WHAT IS EXPECTED:
Reproduce each line bearing the word "styles".

╭──

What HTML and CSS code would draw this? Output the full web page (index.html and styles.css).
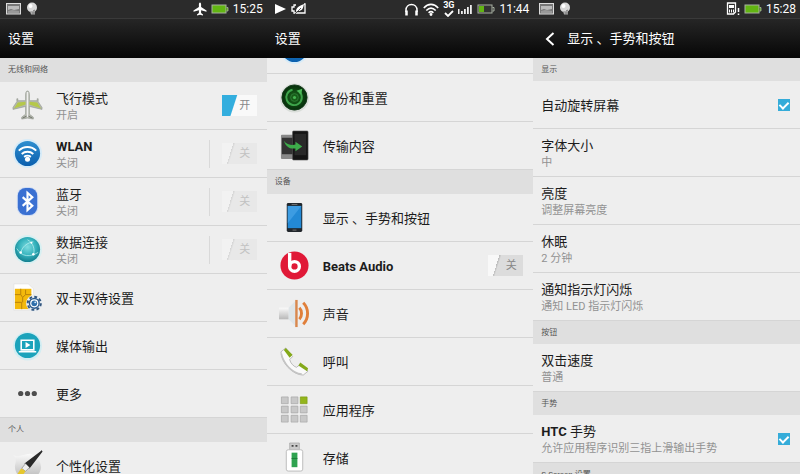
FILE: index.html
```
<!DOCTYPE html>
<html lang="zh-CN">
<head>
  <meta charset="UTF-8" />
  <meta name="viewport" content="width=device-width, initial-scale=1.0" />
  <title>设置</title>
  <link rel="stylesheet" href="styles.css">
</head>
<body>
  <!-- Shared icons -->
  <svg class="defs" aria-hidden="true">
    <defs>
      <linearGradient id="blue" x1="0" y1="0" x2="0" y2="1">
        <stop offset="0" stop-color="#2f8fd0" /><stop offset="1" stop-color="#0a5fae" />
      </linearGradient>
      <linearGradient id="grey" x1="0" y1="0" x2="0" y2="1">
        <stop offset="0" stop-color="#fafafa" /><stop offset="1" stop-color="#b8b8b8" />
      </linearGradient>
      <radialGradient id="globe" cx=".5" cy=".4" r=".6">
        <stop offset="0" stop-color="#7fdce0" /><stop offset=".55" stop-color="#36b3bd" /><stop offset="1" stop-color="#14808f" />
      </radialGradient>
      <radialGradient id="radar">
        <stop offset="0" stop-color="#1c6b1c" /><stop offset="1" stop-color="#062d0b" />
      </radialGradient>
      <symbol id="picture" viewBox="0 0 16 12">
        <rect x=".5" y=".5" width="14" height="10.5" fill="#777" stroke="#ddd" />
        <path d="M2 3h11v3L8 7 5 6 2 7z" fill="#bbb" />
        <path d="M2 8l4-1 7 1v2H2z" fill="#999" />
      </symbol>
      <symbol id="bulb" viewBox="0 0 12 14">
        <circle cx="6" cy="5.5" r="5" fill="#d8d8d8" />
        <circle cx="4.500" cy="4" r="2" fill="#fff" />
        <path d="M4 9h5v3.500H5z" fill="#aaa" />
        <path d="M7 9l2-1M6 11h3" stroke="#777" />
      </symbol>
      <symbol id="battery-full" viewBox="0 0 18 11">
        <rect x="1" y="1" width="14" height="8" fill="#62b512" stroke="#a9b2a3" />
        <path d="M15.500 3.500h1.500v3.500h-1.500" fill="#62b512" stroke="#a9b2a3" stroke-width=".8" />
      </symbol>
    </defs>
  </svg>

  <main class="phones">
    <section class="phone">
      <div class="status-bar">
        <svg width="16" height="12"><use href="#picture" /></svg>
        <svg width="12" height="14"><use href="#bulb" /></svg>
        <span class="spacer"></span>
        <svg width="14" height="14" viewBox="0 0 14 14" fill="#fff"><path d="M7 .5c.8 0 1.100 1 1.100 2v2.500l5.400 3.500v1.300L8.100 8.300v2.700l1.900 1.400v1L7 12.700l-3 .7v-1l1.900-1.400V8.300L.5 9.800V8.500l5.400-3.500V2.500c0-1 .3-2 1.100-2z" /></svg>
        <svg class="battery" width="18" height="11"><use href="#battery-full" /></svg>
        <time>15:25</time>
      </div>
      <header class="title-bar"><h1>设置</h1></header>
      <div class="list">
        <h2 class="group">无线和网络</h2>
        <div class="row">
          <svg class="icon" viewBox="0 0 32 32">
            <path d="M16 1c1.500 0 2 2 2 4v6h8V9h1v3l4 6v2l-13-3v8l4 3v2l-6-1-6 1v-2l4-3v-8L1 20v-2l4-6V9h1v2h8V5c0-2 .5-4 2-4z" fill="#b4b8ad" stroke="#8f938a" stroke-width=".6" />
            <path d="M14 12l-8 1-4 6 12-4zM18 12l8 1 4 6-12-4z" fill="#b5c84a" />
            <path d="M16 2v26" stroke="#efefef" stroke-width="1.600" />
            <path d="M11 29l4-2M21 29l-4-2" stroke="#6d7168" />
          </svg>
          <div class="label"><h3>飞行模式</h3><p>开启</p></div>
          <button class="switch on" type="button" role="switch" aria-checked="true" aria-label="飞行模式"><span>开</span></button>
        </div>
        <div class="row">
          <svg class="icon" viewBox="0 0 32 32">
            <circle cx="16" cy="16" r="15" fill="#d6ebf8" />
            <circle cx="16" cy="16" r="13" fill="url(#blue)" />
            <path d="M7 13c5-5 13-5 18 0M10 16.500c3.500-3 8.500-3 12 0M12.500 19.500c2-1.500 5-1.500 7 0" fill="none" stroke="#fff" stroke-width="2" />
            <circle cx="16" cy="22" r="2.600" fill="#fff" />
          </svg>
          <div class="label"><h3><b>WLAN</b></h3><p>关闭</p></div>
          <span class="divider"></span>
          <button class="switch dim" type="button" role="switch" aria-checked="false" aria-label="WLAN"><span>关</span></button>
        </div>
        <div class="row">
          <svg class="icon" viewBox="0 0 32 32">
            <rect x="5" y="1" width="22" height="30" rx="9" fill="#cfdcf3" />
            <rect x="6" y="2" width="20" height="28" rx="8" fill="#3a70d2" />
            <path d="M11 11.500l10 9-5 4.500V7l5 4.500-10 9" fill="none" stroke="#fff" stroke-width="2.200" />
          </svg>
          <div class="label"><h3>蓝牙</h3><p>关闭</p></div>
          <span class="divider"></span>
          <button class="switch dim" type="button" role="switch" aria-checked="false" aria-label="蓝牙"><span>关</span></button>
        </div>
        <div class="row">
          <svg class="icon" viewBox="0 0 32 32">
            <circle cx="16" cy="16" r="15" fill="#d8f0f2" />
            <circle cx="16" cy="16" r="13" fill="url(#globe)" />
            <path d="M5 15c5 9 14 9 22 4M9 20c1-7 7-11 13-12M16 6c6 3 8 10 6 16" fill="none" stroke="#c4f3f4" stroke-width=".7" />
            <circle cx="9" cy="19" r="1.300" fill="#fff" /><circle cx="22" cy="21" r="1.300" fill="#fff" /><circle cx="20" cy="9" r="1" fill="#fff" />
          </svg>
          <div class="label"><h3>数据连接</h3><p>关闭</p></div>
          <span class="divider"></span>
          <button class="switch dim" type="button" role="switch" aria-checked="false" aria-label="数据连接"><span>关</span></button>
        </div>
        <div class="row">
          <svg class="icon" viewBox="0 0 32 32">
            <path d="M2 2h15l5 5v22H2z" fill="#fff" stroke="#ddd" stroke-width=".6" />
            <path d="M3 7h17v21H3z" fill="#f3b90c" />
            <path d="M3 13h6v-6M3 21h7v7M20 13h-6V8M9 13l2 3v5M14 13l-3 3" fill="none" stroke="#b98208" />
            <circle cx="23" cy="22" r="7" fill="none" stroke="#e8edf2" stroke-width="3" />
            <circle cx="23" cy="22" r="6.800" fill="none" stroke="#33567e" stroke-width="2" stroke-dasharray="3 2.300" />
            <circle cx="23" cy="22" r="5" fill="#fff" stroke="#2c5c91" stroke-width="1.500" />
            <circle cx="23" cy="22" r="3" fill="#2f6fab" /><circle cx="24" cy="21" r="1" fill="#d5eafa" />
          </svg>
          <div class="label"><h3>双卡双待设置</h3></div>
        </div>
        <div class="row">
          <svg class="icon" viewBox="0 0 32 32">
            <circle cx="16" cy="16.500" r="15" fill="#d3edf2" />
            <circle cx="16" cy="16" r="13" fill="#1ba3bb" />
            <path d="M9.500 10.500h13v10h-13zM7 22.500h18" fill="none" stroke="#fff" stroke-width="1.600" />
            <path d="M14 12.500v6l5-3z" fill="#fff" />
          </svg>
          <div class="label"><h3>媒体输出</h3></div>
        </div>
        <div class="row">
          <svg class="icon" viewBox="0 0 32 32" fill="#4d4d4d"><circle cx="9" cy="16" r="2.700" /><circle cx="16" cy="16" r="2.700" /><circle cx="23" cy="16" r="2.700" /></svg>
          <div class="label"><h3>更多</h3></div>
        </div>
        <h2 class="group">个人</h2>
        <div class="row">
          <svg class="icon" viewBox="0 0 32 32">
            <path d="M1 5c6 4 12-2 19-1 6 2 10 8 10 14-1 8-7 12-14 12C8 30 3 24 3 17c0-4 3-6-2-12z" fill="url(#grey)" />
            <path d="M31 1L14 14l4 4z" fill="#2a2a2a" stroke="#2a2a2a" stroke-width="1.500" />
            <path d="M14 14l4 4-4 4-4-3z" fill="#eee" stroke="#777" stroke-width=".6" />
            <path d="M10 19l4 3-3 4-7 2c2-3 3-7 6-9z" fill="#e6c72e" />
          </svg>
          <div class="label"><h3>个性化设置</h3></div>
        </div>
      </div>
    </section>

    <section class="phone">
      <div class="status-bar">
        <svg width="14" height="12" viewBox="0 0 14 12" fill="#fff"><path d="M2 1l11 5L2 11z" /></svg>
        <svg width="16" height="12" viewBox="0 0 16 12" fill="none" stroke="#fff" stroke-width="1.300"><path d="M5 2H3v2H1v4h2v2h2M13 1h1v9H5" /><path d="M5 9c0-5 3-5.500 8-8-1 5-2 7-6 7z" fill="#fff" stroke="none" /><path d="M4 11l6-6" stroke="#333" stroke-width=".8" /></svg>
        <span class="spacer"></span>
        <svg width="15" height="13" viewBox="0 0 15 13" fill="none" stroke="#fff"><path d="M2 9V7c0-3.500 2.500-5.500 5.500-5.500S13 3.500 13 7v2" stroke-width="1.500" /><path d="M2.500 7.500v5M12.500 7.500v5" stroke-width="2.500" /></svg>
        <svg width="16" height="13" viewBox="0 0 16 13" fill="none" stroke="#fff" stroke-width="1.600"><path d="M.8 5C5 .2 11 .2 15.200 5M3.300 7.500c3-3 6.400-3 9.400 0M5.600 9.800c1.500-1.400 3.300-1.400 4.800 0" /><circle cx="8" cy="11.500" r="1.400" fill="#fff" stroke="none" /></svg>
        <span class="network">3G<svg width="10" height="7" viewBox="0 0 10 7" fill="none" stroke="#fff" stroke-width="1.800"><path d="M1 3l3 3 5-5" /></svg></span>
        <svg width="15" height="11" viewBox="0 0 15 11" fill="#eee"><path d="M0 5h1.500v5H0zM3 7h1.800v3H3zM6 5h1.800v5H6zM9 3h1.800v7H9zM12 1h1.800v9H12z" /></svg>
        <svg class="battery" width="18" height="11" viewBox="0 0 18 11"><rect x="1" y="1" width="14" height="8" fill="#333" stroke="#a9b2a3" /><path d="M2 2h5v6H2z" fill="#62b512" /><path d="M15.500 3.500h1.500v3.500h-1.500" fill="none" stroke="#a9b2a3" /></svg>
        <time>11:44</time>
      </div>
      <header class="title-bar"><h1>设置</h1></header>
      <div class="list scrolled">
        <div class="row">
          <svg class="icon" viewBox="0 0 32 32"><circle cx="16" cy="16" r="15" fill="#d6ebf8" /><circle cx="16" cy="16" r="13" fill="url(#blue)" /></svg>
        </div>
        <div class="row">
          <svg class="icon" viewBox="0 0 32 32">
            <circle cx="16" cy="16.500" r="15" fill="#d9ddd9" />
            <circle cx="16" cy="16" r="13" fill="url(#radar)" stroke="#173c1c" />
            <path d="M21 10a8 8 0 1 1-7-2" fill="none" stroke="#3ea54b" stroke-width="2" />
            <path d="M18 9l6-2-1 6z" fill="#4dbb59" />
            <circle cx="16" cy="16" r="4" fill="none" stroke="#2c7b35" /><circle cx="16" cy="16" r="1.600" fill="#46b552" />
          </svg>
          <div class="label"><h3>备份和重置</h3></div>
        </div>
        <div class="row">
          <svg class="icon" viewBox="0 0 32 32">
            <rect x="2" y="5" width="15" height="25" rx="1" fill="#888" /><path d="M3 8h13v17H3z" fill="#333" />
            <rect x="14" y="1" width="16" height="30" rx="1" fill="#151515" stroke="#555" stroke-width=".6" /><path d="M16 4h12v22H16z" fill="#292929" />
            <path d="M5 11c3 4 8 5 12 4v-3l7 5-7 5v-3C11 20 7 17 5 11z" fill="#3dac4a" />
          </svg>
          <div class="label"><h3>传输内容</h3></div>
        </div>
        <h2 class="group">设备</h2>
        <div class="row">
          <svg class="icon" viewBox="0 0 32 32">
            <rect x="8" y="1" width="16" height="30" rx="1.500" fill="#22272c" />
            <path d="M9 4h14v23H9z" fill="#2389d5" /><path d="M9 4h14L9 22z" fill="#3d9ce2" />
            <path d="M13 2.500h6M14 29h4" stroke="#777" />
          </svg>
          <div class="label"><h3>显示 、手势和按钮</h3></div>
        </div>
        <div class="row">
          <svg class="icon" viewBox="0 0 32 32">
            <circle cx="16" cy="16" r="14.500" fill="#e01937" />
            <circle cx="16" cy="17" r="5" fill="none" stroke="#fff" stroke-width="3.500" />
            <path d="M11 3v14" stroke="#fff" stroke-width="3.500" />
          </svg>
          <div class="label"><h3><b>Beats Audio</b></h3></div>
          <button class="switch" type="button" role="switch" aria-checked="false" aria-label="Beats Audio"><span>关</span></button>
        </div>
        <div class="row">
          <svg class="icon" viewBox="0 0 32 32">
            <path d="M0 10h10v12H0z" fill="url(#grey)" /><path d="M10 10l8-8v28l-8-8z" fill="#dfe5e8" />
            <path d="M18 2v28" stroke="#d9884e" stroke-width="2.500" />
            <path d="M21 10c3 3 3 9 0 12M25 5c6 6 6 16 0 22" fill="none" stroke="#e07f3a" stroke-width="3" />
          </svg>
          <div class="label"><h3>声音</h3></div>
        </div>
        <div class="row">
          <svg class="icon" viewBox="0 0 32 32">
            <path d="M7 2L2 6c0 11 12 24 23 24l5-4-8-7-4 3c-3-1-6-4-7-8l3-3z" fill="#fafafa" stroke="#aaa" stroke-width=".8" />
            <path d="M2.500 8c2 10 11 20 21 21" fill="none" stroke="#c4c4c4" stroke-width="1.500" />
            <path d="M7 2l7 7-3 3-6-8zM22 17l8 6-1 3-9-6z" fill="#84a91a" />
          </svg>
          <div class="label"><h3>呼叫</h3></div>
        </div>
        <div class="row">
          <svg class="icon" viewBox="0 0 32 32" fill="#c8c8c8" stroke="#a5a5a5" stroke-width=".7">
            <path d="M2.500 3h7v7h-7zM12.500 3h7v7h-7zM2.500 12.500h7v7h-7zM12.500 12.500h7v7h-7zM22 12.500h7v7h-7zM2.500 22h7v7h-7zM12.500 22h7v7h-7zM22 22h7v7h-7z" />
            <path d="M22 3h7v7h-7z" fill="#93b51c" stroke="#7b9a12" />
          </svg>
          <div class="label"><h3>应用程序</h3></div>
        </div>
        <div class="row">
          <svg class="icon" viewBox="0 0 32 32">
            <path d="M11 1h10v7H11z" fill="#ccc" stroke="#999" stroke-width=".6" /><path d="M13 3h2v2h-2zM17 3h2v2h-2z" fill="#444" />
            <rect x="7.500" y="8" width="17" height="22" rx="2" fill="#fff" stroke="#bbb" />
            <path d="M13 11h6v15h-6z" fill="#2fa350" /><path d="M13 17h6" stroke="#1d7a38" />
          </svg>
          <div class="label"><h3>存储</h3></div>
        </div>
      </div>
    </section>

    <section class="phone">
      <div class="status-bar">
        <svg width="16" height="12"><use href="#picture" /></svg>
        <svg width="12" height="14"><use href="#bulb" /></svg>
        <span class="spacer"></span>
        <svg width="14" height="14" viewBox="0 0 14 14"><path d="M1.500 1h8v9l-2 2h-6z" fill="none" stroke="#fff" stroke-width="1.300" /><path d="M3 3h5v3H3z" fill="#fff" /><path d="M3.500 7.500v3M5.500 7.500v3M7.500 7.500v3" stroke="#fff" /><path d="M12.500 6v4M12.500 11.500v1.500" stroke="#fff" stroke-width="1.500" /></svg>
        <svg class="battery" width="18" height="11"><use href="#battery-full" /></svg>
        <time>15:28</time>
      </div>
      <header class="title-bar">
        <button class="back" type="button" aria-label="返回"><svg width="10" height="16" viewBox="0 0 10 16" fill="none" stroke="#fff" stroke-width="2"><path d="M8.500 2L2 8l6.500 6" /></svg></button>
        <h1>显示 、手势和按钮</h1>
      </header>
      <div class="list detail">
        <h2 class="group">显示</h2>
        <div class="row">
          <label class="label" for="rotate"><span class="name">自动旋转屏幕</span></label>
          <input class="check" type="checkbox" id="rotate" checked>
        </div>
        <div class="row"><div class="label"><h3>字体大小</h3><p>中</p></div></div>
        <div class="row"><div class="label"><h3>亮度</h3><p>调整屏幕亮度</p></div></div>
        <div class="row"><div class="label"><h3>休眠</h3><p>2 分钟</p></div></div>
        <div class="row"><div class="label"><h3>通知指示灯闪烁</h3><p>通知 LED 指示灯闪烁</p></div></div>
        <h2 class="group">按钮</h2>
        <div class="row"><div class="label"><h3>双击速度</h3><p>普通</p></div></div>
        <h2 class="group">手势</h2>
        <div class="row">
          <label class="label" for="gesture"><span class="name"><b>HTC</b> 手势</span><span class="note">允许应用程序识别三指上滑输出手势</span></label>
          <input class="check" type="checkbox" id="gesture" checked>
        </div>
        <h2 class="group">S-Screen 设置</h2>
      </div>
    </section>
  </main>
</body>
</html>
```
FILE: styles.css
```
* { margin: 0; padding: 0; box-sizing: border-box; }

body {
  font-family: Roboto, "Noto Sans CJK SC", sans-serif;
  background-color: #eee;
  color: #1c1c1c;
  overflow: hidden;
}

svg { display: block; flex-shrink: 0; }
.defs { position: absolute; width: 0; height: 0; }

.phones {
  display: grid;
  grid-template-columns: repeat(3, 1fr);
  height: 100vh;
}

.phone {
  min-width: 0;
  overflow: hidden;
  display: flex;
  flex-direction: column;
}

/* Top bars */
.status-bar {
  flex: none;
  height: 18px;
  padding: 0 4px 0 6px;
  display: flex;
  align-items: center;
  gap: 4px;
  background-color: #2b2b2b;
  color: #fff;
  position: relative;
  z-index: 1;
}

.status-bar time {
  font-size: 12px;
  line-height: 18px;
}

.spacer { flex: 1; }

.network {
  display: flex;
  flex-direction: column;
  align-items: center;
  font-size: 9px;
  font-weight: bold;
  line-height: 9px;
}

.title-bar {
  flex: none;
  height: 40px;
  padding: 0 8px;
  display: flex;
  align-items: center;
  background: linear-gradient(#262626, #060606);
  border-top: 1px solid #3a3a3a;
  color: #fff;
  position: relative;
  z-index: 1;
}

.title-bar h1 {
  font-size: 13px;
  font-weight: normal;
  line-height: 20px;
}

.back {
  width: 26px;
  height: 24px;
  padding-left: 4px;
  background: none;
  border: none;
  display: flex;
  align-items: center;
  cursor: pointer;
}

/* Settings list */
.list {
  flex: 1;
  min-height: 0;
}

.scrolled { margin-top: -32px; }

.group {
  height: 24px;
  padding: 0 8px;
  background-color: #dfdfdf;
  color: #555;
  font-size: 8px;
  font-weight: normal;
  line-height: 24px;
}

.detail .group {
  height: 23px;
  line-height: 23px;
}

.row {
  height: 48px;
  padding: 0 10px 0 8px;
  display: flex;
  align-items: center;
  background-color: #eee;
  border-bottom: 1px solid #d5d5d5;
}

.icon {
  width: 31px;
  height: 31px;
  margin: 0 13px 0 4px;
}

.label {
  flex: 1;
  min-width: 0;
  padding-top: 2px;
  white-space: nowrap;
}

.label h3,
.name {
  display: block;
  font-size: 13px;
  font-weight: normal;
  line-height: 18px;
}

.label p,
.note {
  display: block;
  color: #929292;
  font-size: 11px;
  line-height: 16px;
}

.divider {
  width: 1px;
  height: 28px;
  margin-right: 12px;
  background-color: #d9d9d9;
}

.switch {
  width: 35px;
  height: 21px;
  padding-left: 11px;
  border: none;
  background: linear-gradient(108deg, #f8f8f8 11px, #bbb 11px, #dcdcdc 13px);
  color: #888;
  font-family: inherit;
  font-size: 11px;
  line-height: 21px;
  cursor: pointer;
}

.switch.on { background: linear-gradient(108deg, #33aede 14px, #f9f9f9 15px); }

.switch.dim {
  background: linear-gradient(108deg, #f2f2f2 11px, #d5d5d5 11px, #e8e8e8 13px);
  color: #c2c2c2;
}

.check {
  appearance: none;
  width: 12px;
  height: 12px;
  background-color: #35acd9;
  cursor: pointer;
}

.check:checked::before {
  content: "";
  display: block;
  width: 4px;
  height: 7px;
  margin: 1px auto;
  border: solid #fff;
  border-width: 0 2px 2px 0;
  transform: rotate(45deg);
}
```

╰──

RESULT:
What HTML and CSS code would draw this? Output the full web page (index.html and styles.css).
  <link rel="stylesheet" href="styles.css">
FILE: styles.css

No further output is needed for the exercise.